= Goal of the exercise =
All lines in the data bearing the string "full" should be identified and copied.

■ ■ ■ ■

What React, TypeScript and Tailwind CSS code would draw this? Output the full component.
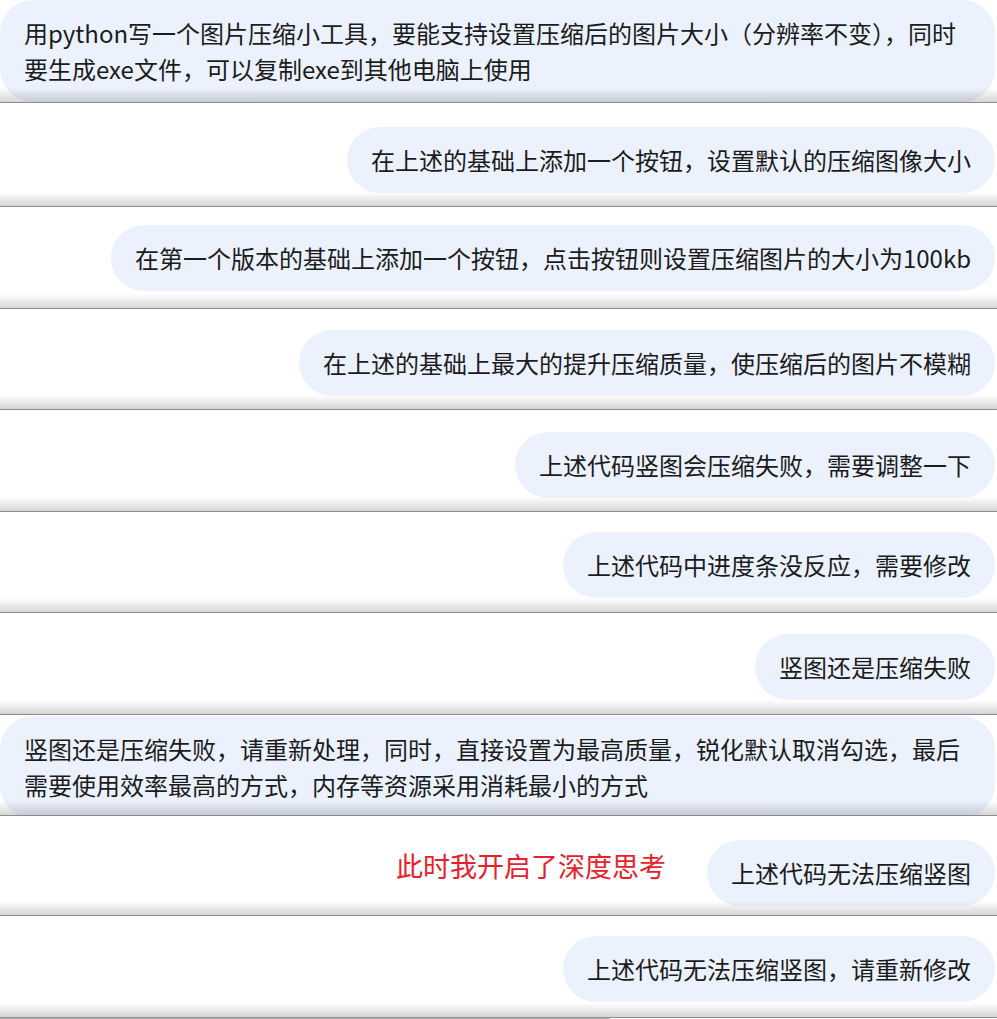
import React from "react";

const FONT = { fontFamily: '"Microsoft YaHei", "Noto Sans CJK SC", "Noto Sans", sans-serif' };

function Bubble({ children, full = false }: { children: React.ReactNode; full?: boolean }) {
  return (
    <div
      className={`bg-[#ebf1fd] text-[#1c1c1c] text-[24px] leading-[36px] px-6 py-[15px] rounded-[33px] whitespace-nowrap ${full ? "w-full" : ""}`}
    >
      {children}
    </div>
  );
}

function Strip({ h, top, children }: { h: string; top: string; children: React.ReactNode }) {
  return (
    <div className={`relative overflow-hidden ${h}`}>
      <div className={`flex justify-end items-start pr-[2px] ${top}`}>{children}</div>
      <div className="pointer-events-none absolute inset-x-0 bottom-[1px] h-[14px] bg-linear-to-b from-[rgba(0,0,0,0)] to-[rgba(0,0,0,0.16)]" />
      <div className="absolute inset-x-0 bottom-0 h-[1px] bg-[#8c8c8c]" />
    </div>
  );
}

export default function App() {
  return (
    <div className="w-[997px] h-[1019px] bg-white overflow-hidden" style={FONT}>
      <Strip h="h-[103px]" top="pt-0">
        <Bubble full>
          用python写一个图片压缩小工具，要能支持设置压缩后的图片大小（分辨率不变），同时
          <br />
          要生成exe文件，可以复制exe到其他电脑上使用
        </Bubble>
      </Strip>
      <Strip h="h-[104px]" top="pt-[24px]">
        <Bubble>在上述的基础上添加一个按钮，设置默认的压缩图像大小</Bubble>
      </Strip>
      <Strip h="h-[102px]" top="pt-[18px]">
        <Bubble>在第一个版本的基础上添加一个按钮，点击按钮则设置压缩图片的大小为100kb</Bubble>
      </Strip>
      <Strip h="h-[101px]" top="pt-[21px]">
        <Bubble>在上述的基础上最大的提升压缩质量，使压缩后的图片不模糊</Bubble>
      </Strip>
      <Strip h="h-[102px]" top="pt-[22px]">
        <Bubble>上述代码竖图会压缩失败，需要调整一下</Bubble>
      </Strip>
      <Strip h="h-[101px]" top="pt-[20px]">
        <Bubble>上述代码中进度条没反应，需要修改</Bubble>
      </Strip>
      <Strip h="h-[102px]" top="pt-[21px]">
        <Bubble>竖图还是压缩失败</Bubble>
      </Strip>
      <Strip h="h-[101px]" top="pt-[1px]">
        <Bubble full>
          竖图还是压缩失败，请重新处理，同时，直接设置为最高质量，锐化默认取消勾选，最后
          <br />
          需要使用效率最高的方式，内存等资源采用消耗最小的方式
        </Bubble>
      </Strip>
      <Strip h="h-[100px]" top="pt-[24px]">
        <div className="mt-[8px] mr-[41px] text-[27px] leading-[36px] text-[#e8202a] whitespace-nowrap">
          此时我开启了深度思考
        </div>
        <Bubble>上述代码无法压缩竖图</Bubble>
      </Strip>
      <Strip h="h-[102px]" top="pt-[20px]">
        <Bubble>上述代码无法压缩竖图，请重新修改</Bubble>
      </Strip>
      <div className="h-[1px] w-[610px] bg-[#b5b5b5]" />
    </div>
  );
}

■ ■ ■ ■

= The response =
What React, TypeScript and Tailwind CSS code would draw this? Output the full component.
function Bubble({ children, full = false }: { children: React.ReactNode; full?: boolean }) {
      className={`bg-[#ebf1fd] text-[#1c1c1c] text-[24px] leading-[36px] px-6 py-[15px] rounded-[33px] whitespace-nowrap ${full ? "w-full" : ""}`}
        <Bubble full>
        <Bubble full>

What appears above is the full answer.